PLAY SORCERER 7: This Is Not An Intellectual Exercise


You might not believe me about this—at least not at first. But what I’m discussing is not an intellectual exercise for you to perform during play.

Making a story should be as visceral an experience as watching it. It’s exciting to make something. It’s compelling. You’re investing yourself in making something you want to make. There are few things cooler.

Moreover, as you make your Sorcerer story, you’ll find yourself heavily invested in the point of view of the character you are portraying. You’ll find yourself wondering how he or she would respond to different situation, deciding how far he or she will go to get something, working hard to win what must be won and discovering where you’ll draw a line for your character and let something go.

You’ll be moving back and forth between deeply invested in creatively representing, feeling and expressing your character’s concerns in some way and acknowledging that one creative choice you can make is more interesting to you than all the other choices.
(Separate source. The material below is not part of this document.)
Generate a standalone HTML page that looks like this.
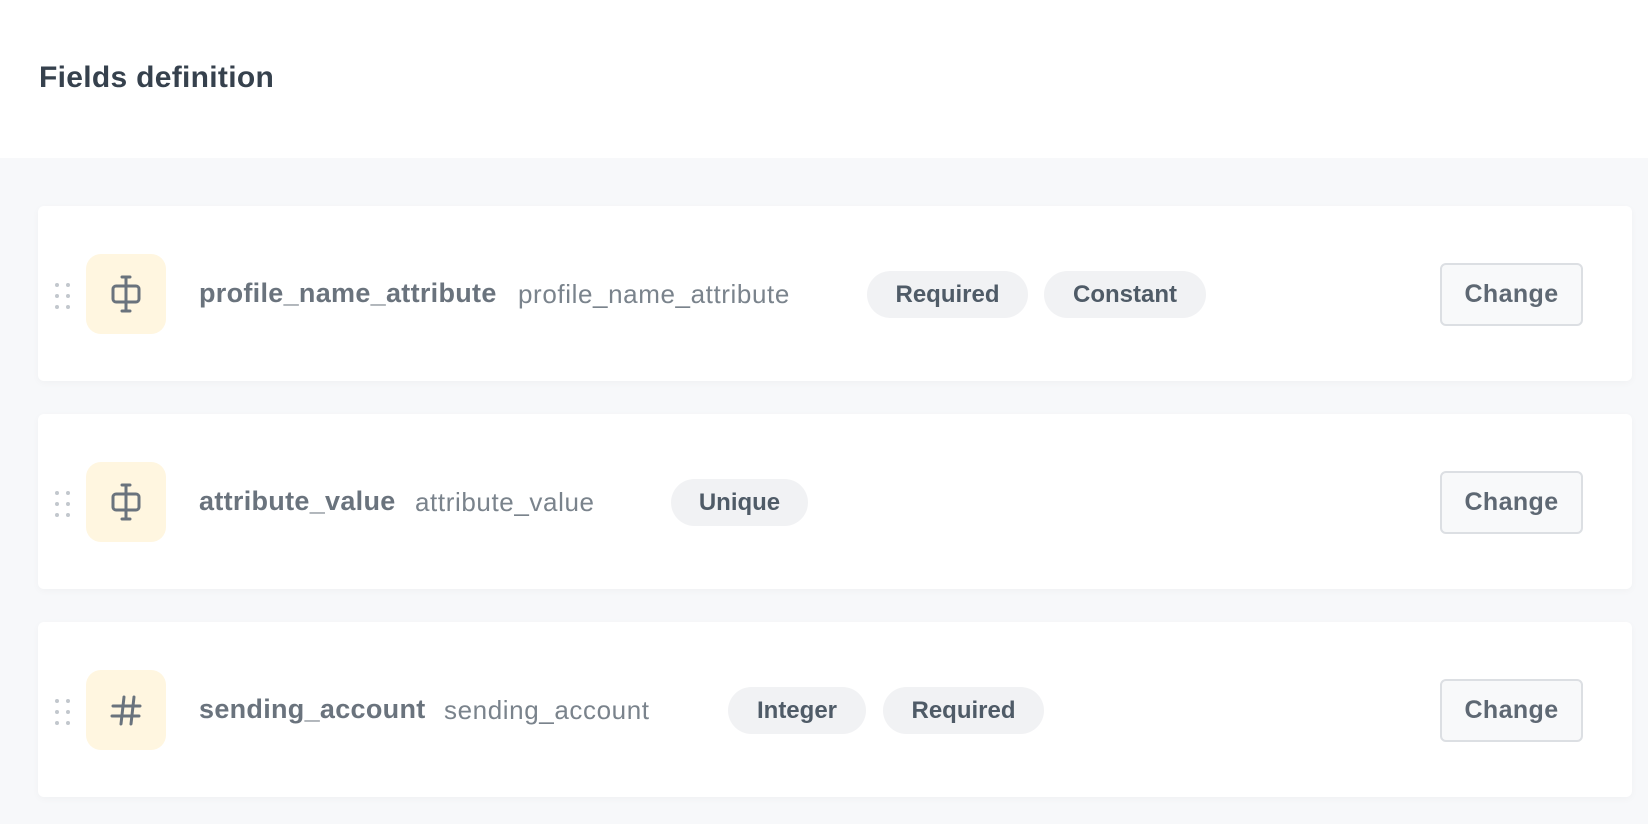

But even this decision, I have found, is always more based on what seems “right” for the emotional and visceral life of the character than any concerns for craft on my part.

The reason I’m bringing this up is not because I want you to get ready to sit back from your characters and do what is “right” to build the “best” story. That’s the furthest thing from what you should do.

No, my point is simply that I want you to be aware of it—this notion that at the core of stories are characters making decisions about all sorts of thematic, emotional, moral and ethical things. It happens in stories, and it need to happen in Sorcerer play.